Your objective: Copy every line in which the string "React" occurs.
╔══
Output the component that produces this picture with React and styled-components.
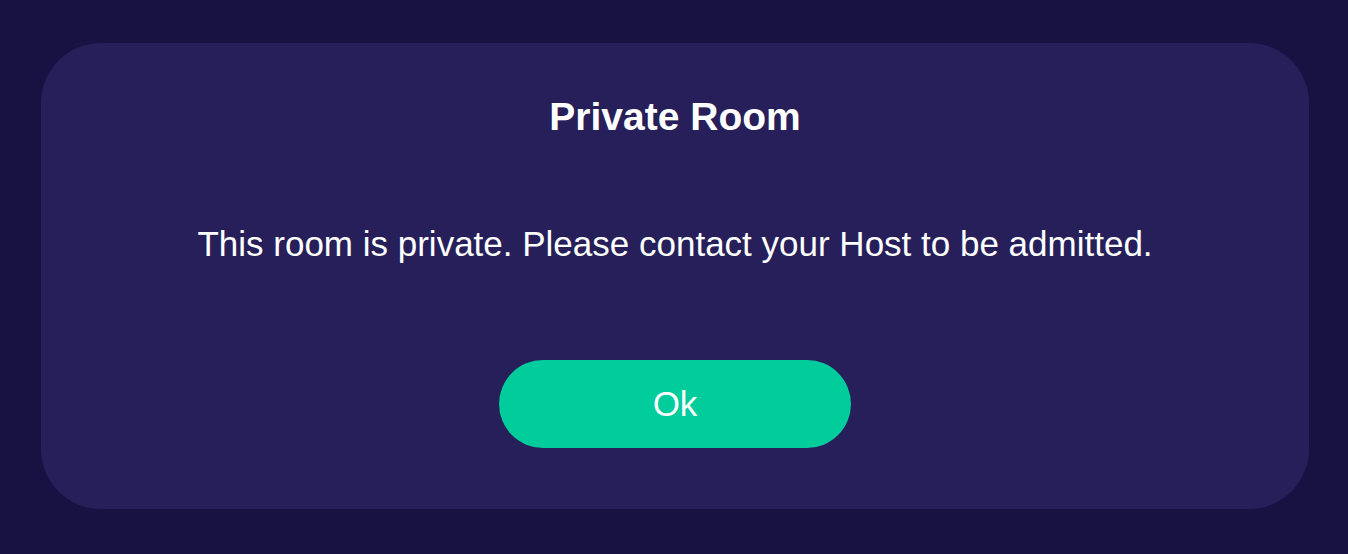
import React from "react";
import styled, { createGlobalStyle } from "styled-components";

const Global = createGlobalStyle`
  html, body {
    margin: 0;
    padding: 0;
    background: #181243;
  }
  body {
    font-family: "Liberation Sans", Arial, sans-serif;
  }
`;

const Page = styled.div`
  box-sizing: border-box;
  width: 1348px;
  height: 554px;
  padding: 43px 39px 45px 41px;
  display: flex;
`;

const Card = styled.div`
  box-sizing: border-box;
  flex: 1;
  background: #271f59;
  border-radius: 60px;
  padding: 50px 0 61px;
  display: flex;
  flex-direction: column;
  align-items: center;
  color: #ffffff;
`;

const Title = styled.h2`
  margin: 0;
  font-size: 39px;
  line-height: 47px;
  font-weight: 700;
`;

const Message = styled.p`
  margin: 83px 0 0;
  font-size: 35px;
  line-height: 42px;
`;

const Button = styled.button`
  margin-top: 95px;
  width: 352px;
  height: 88px;
  border: none;
  border-radius: 44px;
  background: #00cc9c;
  color: #ffffff;
  font-family: inherit;
  font-size: 35px;
  cursor: pointer;
`;

export default function App() {
  return (
    <>
      <Global />
      <Page>
        <Card>
          <Title>Private Room</Title>
          <Message>This room is private. Please contact your Host to be admitted.</Message>
          <Button>Ok</Button>
        </Card>
      </Page>
    </>
  );
}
╚══
Output for this task:
Output the component that produces this picture with React and styled-components.
import React from "react";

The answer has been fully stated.